Today I #am reading Will's Garden by Lee Maracle.  

 

Will's Garden is a coming of age story of a young native boy. The book begins with the busyness of preparing for Will's Becoming a Man Ceremony. While Will, his brothers and male cousins prepare for the ceremony in the living room, down the hall in the kitchen the woman are busy too.

 

As his mother, sisters, aunts and cousins do their part in preparing for the ceremony, Will observes the way they do things in comparison to men. In the novel, Will takes the time to re-look at the women in his life. He considers his future as a caretaker of the land in this modern world, while dealing with the problems of face, love, sexuality and illness.

 

As a gifted orator, acclaimed author, poet and public speaker, Lee is recognized as an authority on issues pertaining to Aboriginal people and Aboriginal literature.

www.amazon.ca

 

About Lee Maracle 

Lee Maracle is one of the most prolific aboriginal authors in Canada and a recognized authority on issues pertaining to aboriginal people and aboriginal literature. She is an award-winning poet, novelist, performance storyteller, scriptwriter, actor and keeper/mythmaker among the Stó:lō people.

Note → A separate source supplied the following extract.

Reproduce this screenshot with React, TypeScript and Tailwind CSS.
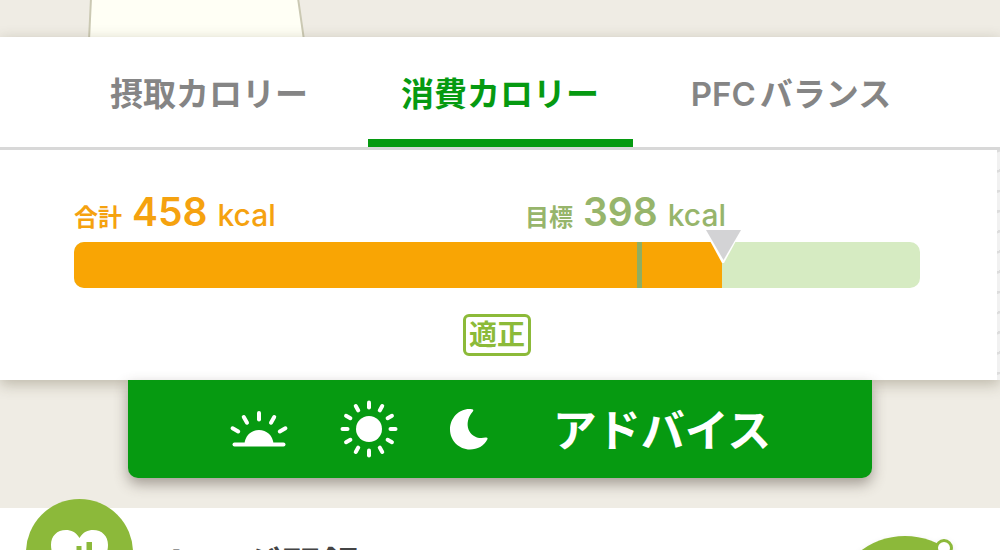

She was one of the founders of the En’owkin International School of Writing in Penticton, British Columbia and the cultural director of the Centre for Indigenous Theatre in Toronto, Ontario.

She has given hundreds of speeches on political, historical, and feminist sociological topics related to native people, and conducted dozens of workshops on personal and cultural reclamation. She has served as a consultant on First Nations’ self-government and has an extensive history in community development. She has been described as “a walking history book” and an international expert on Canadian First Nations culture and history.

Lee Maracle has taught at the University of Toronto, University of Waterloo, Southern Oregon University and has served as professor of Canadian culture at Western Washington University. She currently lives in Toronto, teaching at the University of Toronto First Nations House. She most recently was the writer-in-residence at the University of Guelph.